If you want corporate-paid work, it may be strategically useful.
If you want institutional legitimacy in spaces that rely on formal credentials, it may matter.
If you want to work directly with human beings, it will probably never come up at all.
That is the truth people deserve to hear, because it's clear and true.
The coaching industry would be healthier if more people asked better questions. Not just, “Do I need an ICF piece of paper on the wall?” but “What kind of work do I want to do?” “Who do I want to serve?” “What standards actually matter in that work?” and “What training will help me become genuinely good at coaching?”
Those are the questions that build real coaches.

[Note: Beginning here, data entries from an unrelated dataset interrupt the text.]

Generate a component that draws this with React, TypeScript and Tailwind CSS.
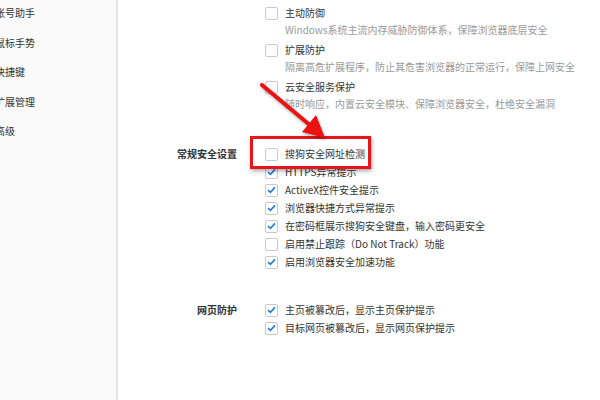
import React from 'react';

interface Option {
  label: string;
  checked: boolean;
}

const sideItems = ['账号助手', '鼠标手势', '快捷键', '扩展管理', '高级'];

const protections = [
  { title: '主动防御', desc: 'Windows系统主流内存威胁防御体系，保障浏览器底层安全' },
  { title: '扩展防护', desc: '隔离高危扩展程序，防止其危害浏览器的正常运行，保障上网安全' },
  { title: '云安全服务保护', desc: '随时响应，内置云安全模块、保障浏览器安全，杜绝安全漏洞' },
];

const general: Option[] = [
  { label: '搜狗安全网址检测', checked: false },
  { label: 'HTTPS异常提示', checked: true },
  { label: 'ActiveX控件安全提示', checked: true },
  { label: '浏览器快捷方式异常提示', checked: true },
  { label: '在密码框展示搜狗安全键盘，输入密码更安全', checked: true },
  { label: '启用禁止跟踪（Do Not Track）功能', checked: false },
  { label: '启用浏览器安全加速功能', checked: true },
];

const pageGuard: Option[] = [
  { label: '主页被篡改后，显示主页保护提示', checked: true },
  { label: '目标网页被篡改后，显示网页保护提示', checked: true },
];

const Checkbox: React.FC<{ checked: boolean }> = ({ checked }) => (
  <span className="w-[13px] h-[13px] shrink-0 border border-[#c9c9c9] rounded-[2px] bg-white flex items-center justify-center">
    {checked && (
      <svg width="9" height="8" viewBox="0 0 9 8">
        <path d="M1 4.2 L3.4 6.4 L8 1.4" fill="none" stroke="#1f7fe0" strokeWidth="1.6" />
      </svg>
    )}
  </span>
);

const OptionRow: React.FC<{ option: Option }> = ({ option }) => (
  <div className="flex items-center gap-[7px] h-[18px]">
    <Checkbox checked={option.checked} />
    <span className="text-[#333]">{option.label}</span>
  </div>
);

const Section: React.FC<{ title: string; options: Option[] }> = ({ title, options }) => (
  <div className="flex">
    <div className="w-[119px] h-[18px] leading-[18px] text-right font-bold text-[#333]">{title}</div>
    <div className="ml-[28px] flex flex-col">
      {options.map((o) => (
        <OptionRow key={o.label} option={o} />
      ))}
    </div>
  </div>
);

export default function App() {
  return (
    <div className="relative w-[600px] h-[400px] flex bg-white overflow-hidden text-[10px] leading-[18px] font-['Noto_Sans_CJK_SC','Noto_Sans',sans-serif]">
      <aside className="w-[118px] shrink-0 bg-[#fafafa] border-r-2 border-[#e4e4e4] overflow-hidden">
        <ul className="flex flex-col gap-[11.5px] pt-[4px] -ml-[5px]">
          {sideItems.map((s) => (
            <li key={s} className="text-[#333] h-[18px] whitespace-nowrap">
              {s}
            </li>
          ))}
        </ul>
      </aside>

      <main className="flex-1 pt-[4px]">
        <div className="ml-[147px] flex flex-col gap-[3px]">
          {protections.map((p) => (
            <div key={p.title} className="flex flex-col">
              <div className="flex items-center gap-[7px] h-[18px]">
                <Checkbox checked={false} />
                <span className="text-[#333]">{p.title}</span>
              </div>
              <div className="pl-[20px] h-[16px] leading-[16px] text-[#9a9a9a] whitespace-nowrap">{p.desc}</div>
            </div>
          ))}
        </div>

        <div className="mt-[33px]">
          <Section title="常规安全设置" options={general} />
        </div>

        <div className="mt-[30px]">
          <Section title="网页防护" options={pageGuard} />
        </div>
      </main>

      <div className="absolute left-[250px] top-[136px] w-[121px] h-[33px] border-[3px] border-[#e8161b] shadow-[1px_2px_4px_rgba(0,0,0,0.35)] pointer-events-none" />

      <svg className="absolute left-0 top-0 pointer-events-none" width="600" height="400" viewBox="0 0 600 400">
        <g style={{ filter: 'drop-shadow(1px 2px 1.5px rgba(0,0,0,0.3))' }}>
          <line x1="262" y1="85" x2="311" y2="126" stroke="#ee1111" strokeWidth="4" strokeLinecap="round" />
          <polygon points="325,138 302,132 316,115" fill="#ee1111" />
        </g>
      </svg>
    </div>
  );
}
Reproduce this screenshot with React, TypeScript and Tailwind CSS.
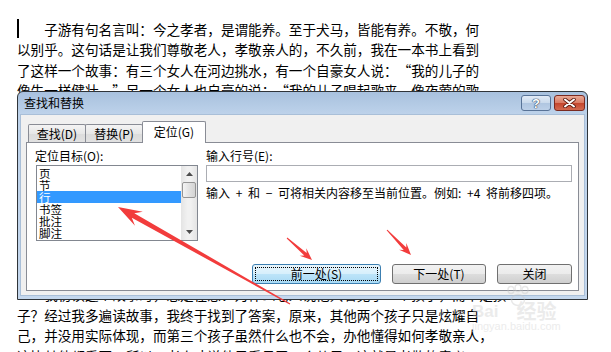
import React from "react";

const lines = [
  "　　子游有句名言叫：今之孝者，是谓能养。至于犬马，皆能有养。不敬，何",
  "以别乎。这句话是让我们尊敬老人，孝敬亲人的，不久前，我在一本书上看到",
  "了这样一个故事：有三个女人在河边挑水，有一个自豪女人说：“我的儿子的",
  "像牛一样健壮。”另一个女人也自豪的说：“我的儿子唱起歌来，像夜莺的歌",
  "声一样好听。”第三个女人却什么也没有说。这时，三个孩子向她们跑来了，",
  "一个孩子翻着跟头，一个孩子唱着歌，第三个孩子跑到母亲身边，接过母亲手",
  "中沉重的水桶，提着走了。三个女人问旁边的老人：“您看我们的儿子怎么样",
  "？”老人说：“儿子？我只看见了一个儿子。”这个故事给我留下了很深的印",
  "象，我反复地想着老人的话。三个孩子明明都在，为什么老人说只看见了一个",
  "儿子呢？是老人眼花了吗？还是老人故意这样说的呢？我一遍又一遍地读着这",
  "个故事，想从中找到答案。妈妈看我这么认真，就笑着说：“你再好好想想，",
  "答案就在故事里面。”我听了妈妈的话，又仔细地读了起来，边读边想，慢慢",
  "地，我好像明白了一点儿什么，可是又说不太清楚，于是我决定继续读下去。",
  "　　我初读这个故事时，总是在想：为什么老人说他只看见了一个孩子，而不是孩",
  "子？经过我多遍读故事，我终于找到了答案，原来，其他两个孩子只是炫耀自",
  "己，并没用实际体现，而第三个孩子虽然什么也不会，办他懂得如何孝敬亲人，",
  "这比其他都重要。所以，老人才说他只看见了一个儿子，这就是孝敬的意义。",
];

const items = ["页", "节", "行", "书签", "批注", "脚注"];

// curly quotes are drawn proportional by the font; keep them in a full-width cell
const renderLine = (l: string) =>
  l.split(/([“”])/).map((seg, i) =>
    seg === "“" ? (
      <span key={i} className="inline-block w-[1em] text-right">
        {seg}
      </span>
    ) : seg === "”" ? (
      <span key={i} className="inline-block w-[1em] text-left">
        {seg}
      </span>
    ) : (
      <span key={i}>{seg}</span>
    )
  );

function arrowPts(x1: number, y1: number, x2: number, y2: number, head: number, hw: number, w0: number, w1: number) {
  const dx = x2 - x1;
  const dy = y2 - y1;
  const len = Math.hypot(dx, dy);
  const ux = dx / len;
  const uy = dy / len;
  const nx = -uy;
  const ny = ux;
  const bx = x2 - ux * head;
  const by = y2 - uy * head;
  const mx = x2 - ux * head * 0.72;
  const my = y2 - uy * head * 0.72;
  const p = (x: number, y: number) => `${x.toFixed(1)},${y.toFixed(1)}`;
  return [
    p(x1 + nx * w1, y1 + ny * w1),
    p(mx + nx * w0, my + ny * w0),
    p(bx + nx * hw, by + ny * hw),
    p(x2, y2),
    p(bx - nx * hw, by - ny * hw),
    p(mx - nx * w0, my - ny * w0),
    p(x1 - nx * w1, y1 - ny * w1),
  ].join(" ");
}

const Arrows = () => (
  <svg className="absolute inset-0 pointer-events-none" width="611" height="352" viewBox="0 0 611 352">
    <polygon points={arrowPts(290, 304, 118, 207, 24, 8, 2.6, 0.6)} fill="#f23c3c" />
    <polygon points={arrowPts(287, 238, 312, 260, 12, 5, 1.8, 0.5)} fill="#f23c3c" />
    <polygon points={arrowPts(387, 230, 411, 255, 12, 5, 1.8, 0.5)} fill="#f23c3c" />
  </svg>
);

const Watermark = () => (
  <div className="absolute left-[470px] top-[284px] w-[108px] h-[50px] opacity-40 pointer-events-none">
    <svg className="absolute left-[35px] top-0" width="26" height="24" viewBox="0 0 26 24">
      <g fill="none" stroke="#c8c8c8" strokeWidth="1.5">
        <ellipse cx="6" cy="6" rx="3" ry="3.5" />
        <ellipse cx="13" cy="4" rx="3" ry="3.5" />
        <ellipse cx="20" cy="6" rx="3" ry="3.5" />
        <ellipse cx="13" cy="16" rx="6.5" ry="5.5" />
      </g>
    </svg>
    <div className="absolute left-[2px] top-[17px] flex items-end gap-[18px] font-['Liberation_Sans',sans-serif] font-bold text-[17px] leading-[18px] text-[#cfcfcf]">
      <span>Bai</span>
      <span className="font-['Noto_Sans_CJK_SC',sans-serif] text-[20px] leading-[20px]">经验</span>
    </div>
    <div className="absolute left-[2px] top-[36px] font-['Liberation_Sans',sans-serif] text-[11px] leading-[12px] text-[#cfcfcf]">
      jingyan.baidu.com
    </div>
  </div>
);

const Tab = ({ label, active, w }: { label: string; active?: boolean; w: string }) =>
  active ? (
    <div className={`${w} h-[22px] -ml-px relative z-10 bg-white border border-b-0 border-[#898c95] rounded-t-[2px] flex items-center justify-center pb-[1px]`}>
      {label}
    </div>
  ) : (
    <div className={`${w} h-[19px] -ml-px first:ml-0 bg-[linear-gradient(#f4f4f4,#e6e6e6_50%,#dcdcdc_50%,#e2e2e2)] border border-b-0 border-[#898c95] rounded-t-[2px] flex items-center justify-center`}>
      {label}
    </div>
  );

const Button = ({ label, w, primary }: { label: string; w: string; primary?: boolean }) =>
  primary ? (
    <div className={`${w} h-[20px] rounded-[3px] border border-[#3c7fb1] bg-[linear-gradient(#e8f5fc,#d6effc_50%,#bde4f9_50%,#a8d9f4)] outline-1 outline-dotted outline-black -outline-offset-4 flex items-center justify-center`}>
      {label}
    </div>
  ) : (
    <div className={`${w} h-[20px] rounded-[3px] border border-[#707070] bg-[linear-gradient(#f2f2f2,#ebebeb_50%,#dddddd_50%,#cfcfcf)] flex items-center justify-center`}>
      {label}
    </div>
  );

const Dialog = () => (
  <div className="absolute left-[17px] top-[91px] w-[571px] h-[209px] rounded-t-[6px] border border-[#2f3439] bg-[linear-gradient(#a8c1de,#bdd2ea_22px,#c4d7ed)] flex flex-col font-['Noto_Sans_CJK_SC',sans-serif] text-[12px] text-black">
    {/* title bar */}
    <div className="h-[22px] flex items-center pl-[6px] pr-[2px] gap-[3px]">
      <span className="flex-1 leading-[14px]">查找和替换</span>
      <div className="w-[30px] h-[16px] rounded-[3px] border border-[#587397] bg-[linear-gradient(#e2ebf6,#c9d9ec_50%,#afc5e0_50%,#bcd0e8)] flex items-center justify-center text-white font-bold text-[13px] leading-[13px] font-['Liberation_Sans',sans-serif] [text-shadow:0_0_1px_#2a3f5f,0_0_1px_#2a3f5f,0_0_1px_#2a3f5f]">
        ?
      </div>
      <div className="w-[31px] h-[16px] rounded-[3px] border border-[#7a2a20] bg-[linear-gradient(#eaa996,#d97a63_50%,#c4442c_50%,#d36a50)] flex items-center justify-center">
        <svg width="13" height="10" viewBox="0 0 13 10">
          <path d="M2 1.5 L11 8.5 M11 1.5 L2 8.5" stroke="#5b1a10" strokeWidth="3.6" strokeLinecap="round" />
          <path d="M2 1.5 L11 8.5 M11 1.5 L2 8.5" stroke="#ffffff" strokeWidth="2" strokeLinecap="round" />
        </svg>
      </div>
    </div>

    {/* client area */}
    <div className="flex-1 mx-[2px] mb-[3px] bg-[#f0f0f0] border border-[#a9bfd8] flex flex-col pt-[6px] px-[5px] pb-[4px]">
      <div className="flex items-end pl-[2px] leading-[14px]">
        <Tab label="查找(D)" w="w-[58px]" />
        <Tab label="替换(P)" w="w-[58px]" />
        <Tab label="定位(G)" w="w-[64px]" active />
      </div>
      <div className="flex-1 -mt-px bg-white border border-[#898c95] flex flex-col pt-[5px] pl-[8px] pr-[6px] pb-[6px]">
        <div className="flex gap-[8px]">
          {/* left column */}
          <div className="w-[163px] flex flex-col">
            <div className="leading-[16px]">定位目标(O):</div>
            <div className="ml-px mt-px h-[76px] border border-[#828790] flex">
              <div className="flex-1 pt-[1px] text-[11.5px]">
                {items.map((it) => (
                  <div
                    key={it}
                    className={
                      it === "行"
                        ? "h-[12px] leading-[12px] pl-[2px] bg-[#3399ff] text-white"
                        : "h-[12px] leading-[12px] pl-[2px]"
                    }
                  >
                    {it}
                  </div>
                ))}
              </div>
              <div className="w-[16px] bg-[linear-gradient(90deg,#e4e4e4,#f1f1f1_40%,#f1f1f1_60%,#e4e4e4)] flex flex-col">
                <div className="h-[16px] flex items-center justify-center">
                  <svg width="7" height="4" viewBox="0 0 7 4">
                    <path d="M3.5 0 L7 4 L0 4 Z" fill="#4d4d4d" />
                  </svg>
                </div>
                <div className="h-[16px] mx-[1px] rounded-[2px] border border-[#959595] bg-[linear-gradient(90deg,#f4f4f4,#e2e2e2_50%,#d4d4d4)]" />
                <div className="flex-1" />
                <div className="h-[16px] flex items-center justify-center">
                  <svg width="7" height="4" viewBox="0 0 7 4">
                    <path d="M0 0 L7 0 L3.5 4 Z" fill="#4d4d4d" />
                  </svg>
                </div>
              </div>
            </div>
          </div>
          {/* right column */}
          <div className="flex-1 flex flex-col">
            <div className="leading-[16px]">输入行号(E):</div>
            <div className="mt-px h-[17px] border border-[#abadb3] bg-white" />
            <div className="mt-[4px] leading-[13px] whitespace-nowrap [word-spacing:3px]">
              输入 + 和 − 可将相关内容移至当前位置。例如: +4 将前移四项。
            </div>
          </div>
        </div>
        <div className="mt-auto flex justify-end gap-[11px] leading-[14px]">
          <Button label="前一处(S)" w="w-[129px]" primary />
          <Button label="下一处(T)" w="w-[94px]" />
          <Button label="关闭" w="w-[75px]" />
        </div>
      </div>
    </div>
  </div>
);

export default function App() {
  return (
    <div className="relative w-[611px] h-[352px] overflow-hidden bg-white">
      <div className="pt-[19px] pl-[17px] font-['Noto_Sans_CJK_SC',sans-serif] text-[13.6px] leading-[20.4px] text-black">
        {lines.map((l, i) => (
          <div key={i} className="whitespace-nowrap">
            {i === 0 && <span className="inline-block align-top w-[2px] h-[19px] -mr-[2px] bg-black" />}
            {renderLine(l)}
          </div>
        ))}
      </div>
      <Dialog />
      <Watermark />
      <Arrows />
    </div>
  );
}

Where The Coaching Guild Stands
At The Coaching Guild, we believe serious coach training should prepare people for real-world coaching, not just aspirational branding. We believe coaches need rigor, ethics, strong faculty, meaningful feedback, and actual skill development. We also believe serious coach training should be more financially possible, which is why The Coaching Guild offers equity-based tuition and self-designed payment plans.
There are standardized requirements for training programs within the ICF system that we believe would compromise the standard of our training. There are also places where we have legitimate ethical conflicts with decisions ICF has made. Collectively, we believe our ethical framework matters more than an ICF rubber stamp of approval, particularly since our coaches are typically less likely to pursue corporate contracts. That said, our program was built to exceed ICF’s requirements for training hours and rigor.
For some students, credentialing may become part of their path. For others, it may not. Either way, the goal is the same: to become a coach who can do the work well.
An ICF credential may open a few select doors.
Skill is what allows you to do the work once you walk through them.